Glossary

TUDCA

Tauroursodeoxycholic acid. Taurine conjugate of UDCA prescribed for cholestatic liver disease; the evidence-based hepatoprotectant during oral AAS use.

Tauroursodeoxycholic acid (TUDCA) is the taurine conjugate of ursodeoxycholic acid (UDCA), a hydrophilic bile acid prescribed clinically for primary biliary cholangitis, primary sclerosing cholangitis, and other cholestatic liver diseases. The conjugation with taurine improves intestinal absorption and shifts the molecule’s interaction with hepatic bile-acid receptors compared to free UDCA.

Mechanism — bile acid pool displacement:

Normal hepatic bile contains a mix of hydrophilic (cholic, ursodeoxycholic) and hydrophobic (chenodeoxycholic, lithocholic) bile acids. Hydrophobic bile acids are membrane-toxic to hepatocytes at concentrations that build up in cholestatic injury — the alkylated-oral AAS pattern.
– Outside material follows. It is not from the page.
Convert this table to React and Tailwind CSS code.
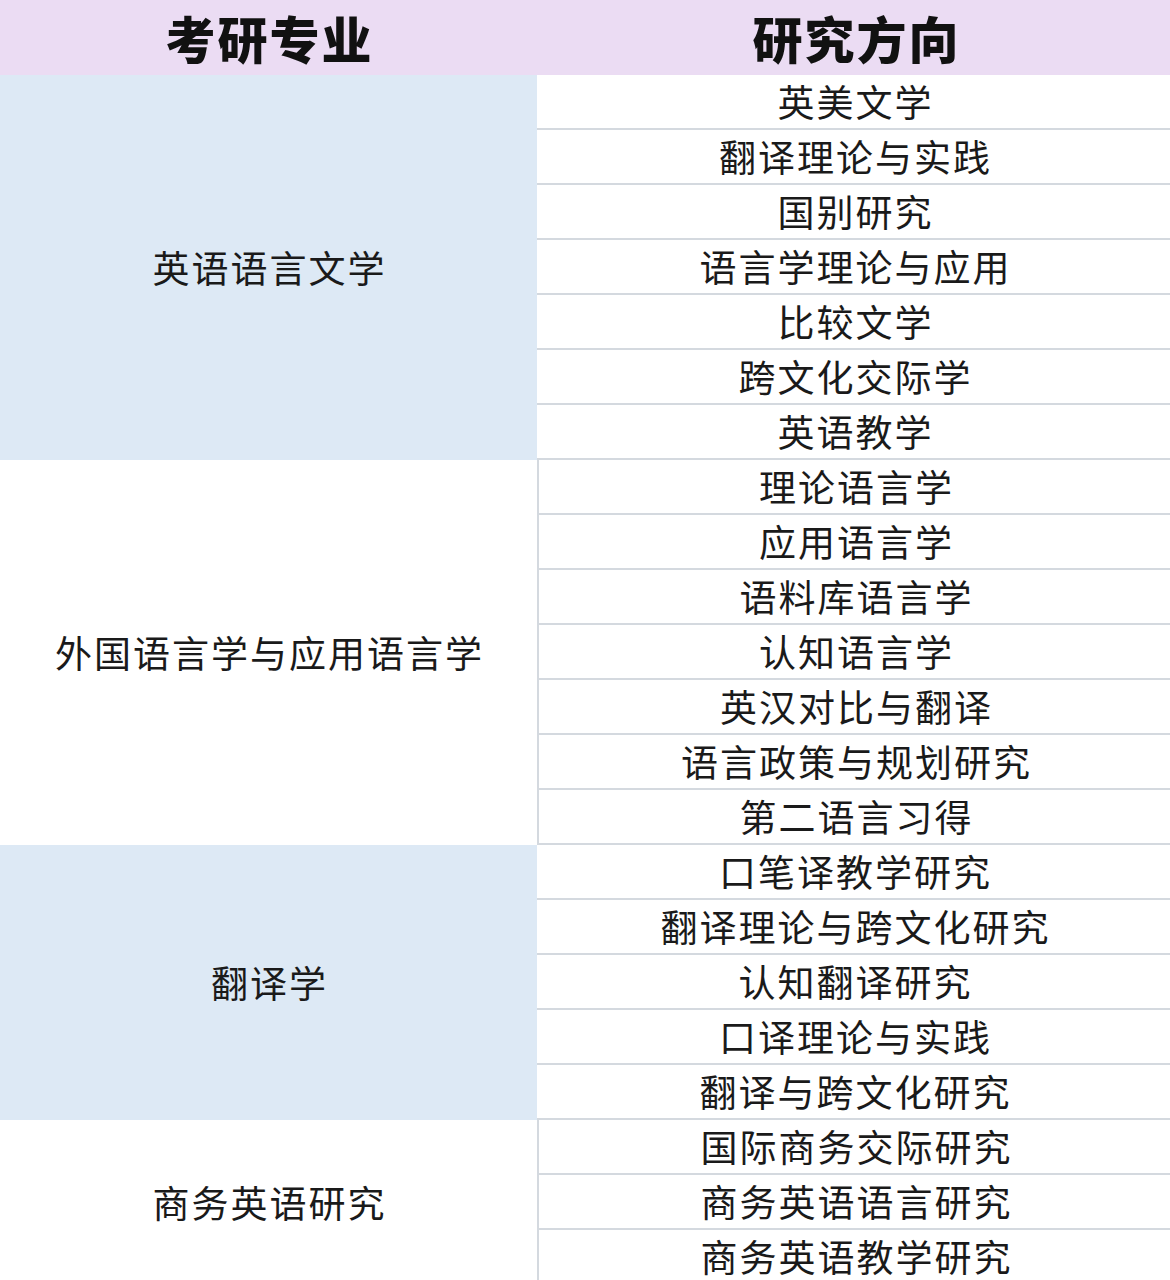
const sections = [
  {
    major: "英语语言文学",
    tint: true,
    items: ["英美文学", "翻译理论与实践", "国别研究", "语言学理论与应用", "比较文学", "跨文化交际学", "英语教学"],
  },
  {
    major: "外国语言学与应用语言学",
    tint: false,
    items: ["理论语言学", "应用语言学", "语料库语言学", "认知语言学", "英汉对比与翻译", "语言政策与规划研究", "第二语言习得"],
  },
  {
    major: "翻译学",
    tint: true,
    items: ["口笔译教学研究", "翻译理论与跨文化研究", "认知翻译研究", "口译理论与实践", "翻译与跨文化研究"],
  },
  {
    major: "商务英语研究",
    tint: false,
    items: ["国际商务交际研究", "商务英语语言研究", "商务英语教学研究"],
  },
];

const font = { fontFamily: '"Noto Sans CJK SC", "Noto Sans", sans-serif' };

const Section = ({ major, tint, items }) => (
  <div className="flex">
    <div
      className={
        "w-[537px] shrink-0 flex items-center justify-center text-[37px] tracking-[2px] pl-[2px] text-[#1a1a1a] " +
        (tint ? "bg-[#dde9f5]" : "bg-white")
      }
    >
      {major}
    </div>
    <div className={"flex-1 flex flex-col bg-white " + (tint ? "" : "border-l-2 border-[#d4d9df]")}>
      {items.map((item, i) => (
        <div
          key={i}
          className="h-[55px] border-b-2 border-[#d4d9df] flex items-center justify-center text-[37px] tracking-[2px] pl-[4px] text-[#1a1a1a]"
        >
          {item}
        </div>
      ))}
    </div>
  </div>
);

export default function App() {
  return (
    <div className="w-[1170px] h-[1280px] overflow-hidden bg-white" style={font}>
      <div className="h-[75px] flex bg-[#ebdcf3] text-[50px] font-black tracking-[2px] text-[#111]">
        <div className="w-[537px] flex items-center justify-center pl-[2px]">考研专业</div>
        <div className="flex-1 flex items-center justify-center pl-[6px]">研究方向</div>
      </div>
      {sections.map((s) => (
        <Section key={s.major} {...s} />
      ))}
    </div>
  );
}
TUDCA administration shifts the pool composition toward hydrophilic species through competitive substitution at the bile-acid synthesis and transport pathways.

Independently of bile-acid pool effects, TUDCA acts directly on the unfolded-protein response (UPR) in the endoplasmic reticulum, reducing ER stress in hepatocytes. This mechanism is documented in multiple cell-culture and animal models and is part of the rationale for TUDCA use in non-cholestatic hepatic stress contexts including AAS exposure.

Clinical evidence base:

– Primary biliary cholangitis: solid Cochrane-level evidence for UDCA improving liver biochemistry and slowing disease progression. TUDCA shows comparable efficacy with marginally better tolerability.
– AAS-specific data: anecdotal but mechanistically aligned with the cholestatic injury pattern documented in Nasr & Ahmad 2009, Dig Dis Sci case report on Superdrol-induced cholestasis.
– Mechanistic plausibility for hepatoprotection during 17α-alkylated oral exposure is high; controlled trials specific to AAS users are absent.

Dosing protocol:

– Standard hepatoprotection during oral AAS: 500 mg/day, split 250 mg AM and 250 mg with evening meal
– Harsh compound exposure (oxymetholone, methyltestosterone, fluoxymesterone): 750–1000 mg/day
– Pre-loading: start 7 days before first oral dose to achieve steady-state cytoprotection before exposure begins
– Continue 2 weeks past last oral dose to cover residual exposure as alkylated metabolites clear

Tolerability:

TUDCA is generally well-tolerated. Reported side effects: occasional GI upset (resolved with food), rare diarrhoea at higher doses. No documented hepatic, renal, or endocrine adverse effects at hepatoprotective doses.

What TUDCA does not do:

TUDCA reduces the magnitude of ALT/AST elevation during oral AAS exposure — it does not eliminate elevation. Expected ALT change at week 4 of moderate oral cycle (methandrostenolone 30 mg/day): with TUDCA 50–100% above baseline; without TUDCA 150–300% above baseline. The number still goes up; the supplement is doing work even when bloodwork shows elevation.

TUDCA is insurance against expected hepatic stress, not permission for extended high-dose oral exposure. Pharmacological discipline — 6–8 week oral cycle ceiling, dose-range respect, bloodwork monitoring — is the protective factor that cannot be replaced by supplementation.